Distinguishing an active leak from historic staining
Not every ceiling stain means there's an ongoing leak, and it's worth knowing the difference before paying for unnecessary detection work or, worse, redecorating over a problem that's still active. A stain with a hard, defined edge that hasn't changed in size or colour over several weeks or months is often historic, left over from a leak that's already been fixed, and can usually be treated with a stain-blocking primer before repainting. A soft-edged, spreading mark, one that darkens after rain, or any bubbling, soft plaster or a musty smell alongside the staining usually points to moisture that's still present. We check for these signs before quoting, since redecorating over an active leak only buys a few weeks before the same stain reappears through the fresh paint.
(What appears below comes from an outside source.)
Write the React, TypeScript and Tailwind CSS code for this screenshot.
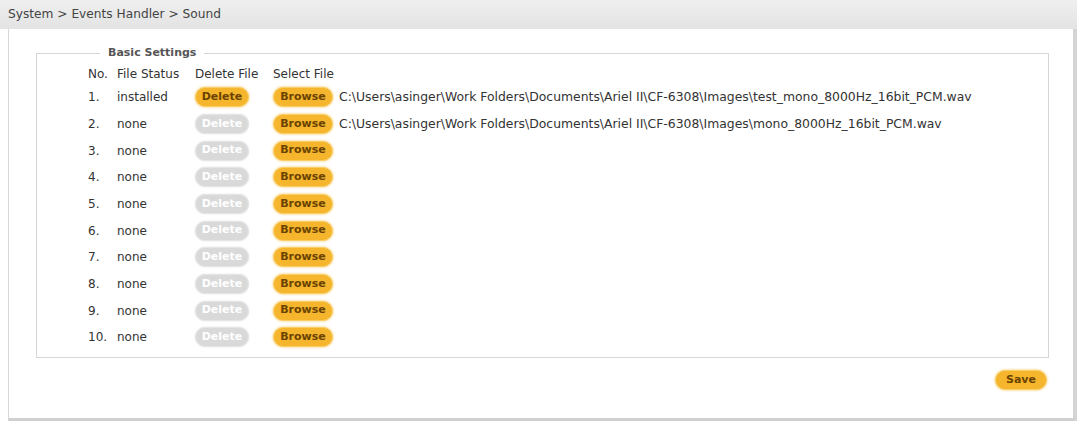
import React from "react";

const files: Record<number, string> = {
  1: "C:\\Users\\asinger\\Work Folders\\Documents\\Ariel II\\CF-6308\\Images\\test_mono_8000Hz_16bit_PCM.wav",
  2: "C:\\Users\\asinger\\Work Folders\\Documents\\Ariel II\\CF-6308\\Images\\mono_8000Hz_16bit_PCM.wav",
};

function Btn({ label, disabled, w }: { label: string; disabled?: boolean; w: string }) {
  return (
    <div
      className={
        disabled
          ? `${w} h-[20px] rounded-full bg-[#d9d9d9] border border-[#e6e6e6] text-white text-[11px] font-bold flex items-center justify-center shadow-[0_0_2px_#e0e0e0]`
          : `${w} h-[20px] rounded-full bg-[#f5b52c] border border-[#f9cf6a] text-[#6b4300] text-[11px] font-bold flex items-center justify-center shadow-[0_0_3px_#f7c65a]`
      }
    >
      {label}
    </div>
  );
}

export default function App() {
  const rows = Array.from({ length: 10 }, (_, i) => i + 1);
  return (
    <div
      className="w-[1082px] h-[423px] bg-white text-[#333] text-[12px]"
      style={{ fontFamily: "'DejaVu Sans', 'Liberation Sans', sans-serif" }}
    >
      <div className="w-[1077px] h-[423px] flex flex-col">
        <div className="h-[29px] bg-gradient-to-b from-[#efefef] to-[#e3e3e3] pl-[8px] flex items-center text-[#444] text-[12.2px]">
          System &gt; Events Handler &gt; Sound
        </div>
        <div className="flex-1 ml-[8px] mb-[2px] border-l border-[#d8d8d8] border-r-[4px] border-r-[#d4d4d4] border-b-[3px] border-b-[#d0d0d0] bg-white pt-[16px] pl-[27px] pr-[24px] flex flex-col">
          <fieldset className="border border-[#d6d6d6] h-[313px] pl-[51px] pt-[2px]">
            <legend className="ml-[12px] px-[8px] text-[11px] font-bold text-[#555]">Basic Settings</legend>
            <div className="grid grid-cols-[29px_78px_78px_66px_1fr] items-center">
              <div className="h-[20px] flex items-center">No.</div>
              <div className="h-[20px] flex items-center">File Status</div>
              <div className="h-[20px] flex items-center">Delete File</div>
              <div className="h-[20px] flex items-center">Select File</div>
              <div className="h-[20px]" />
              {rows.map((n) => {
                const h = n === 1 ? "h-[27px]" : "h-[26.7px]";
                return (
                  <React.Fragment key={n}>
                    <div className={`${h} flex items-center`}>{n}.</div>
                    <div className={`${h} flex items-center`}>{n === 1 ? "installed" : "none"}</div>
                    <div className={`${h} flex items-center`}>
                      <Btn label="Delete" disabled={n !== 1} w="w-[54px]" />
                    </div>
                    <div className={`${h} flex items-center`}>
                      <Btn label="Browse" w="w-[60px]" />
                    </div>
                    <div className={`${h} flex items-center whitespace-nowrap text-[12.4px]`}>
                      {files[n] ?? ""}
                    </div>
                  </React.Fragment>
                );
              })}
            </div>
          </fieldset>
          <div className="flex justify-end mt-[12px] mr-[2px]">
            <Btn label="Save" w="w-[52px]" />
          </div>
        </div>
      </div>
    </div>
  );
}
Where we're not sure either way from a visual inspection alone, a simple moisture reading usually settles it, and it's a lot cheaper to check properly before decorating than to redecorate twice because the first attempt covered up a leak that was never actually fixed. If you're buying a property and a historic stain shows up on a survey, it's worth asking the seller when the leak was fixed and, ideally, seeing evidence of the repair, since an unexplained stain with no history attached is one of the more common things that gets missed in a quick pre-purchase visit, and is far easier to raise before exchange than after you've moved in.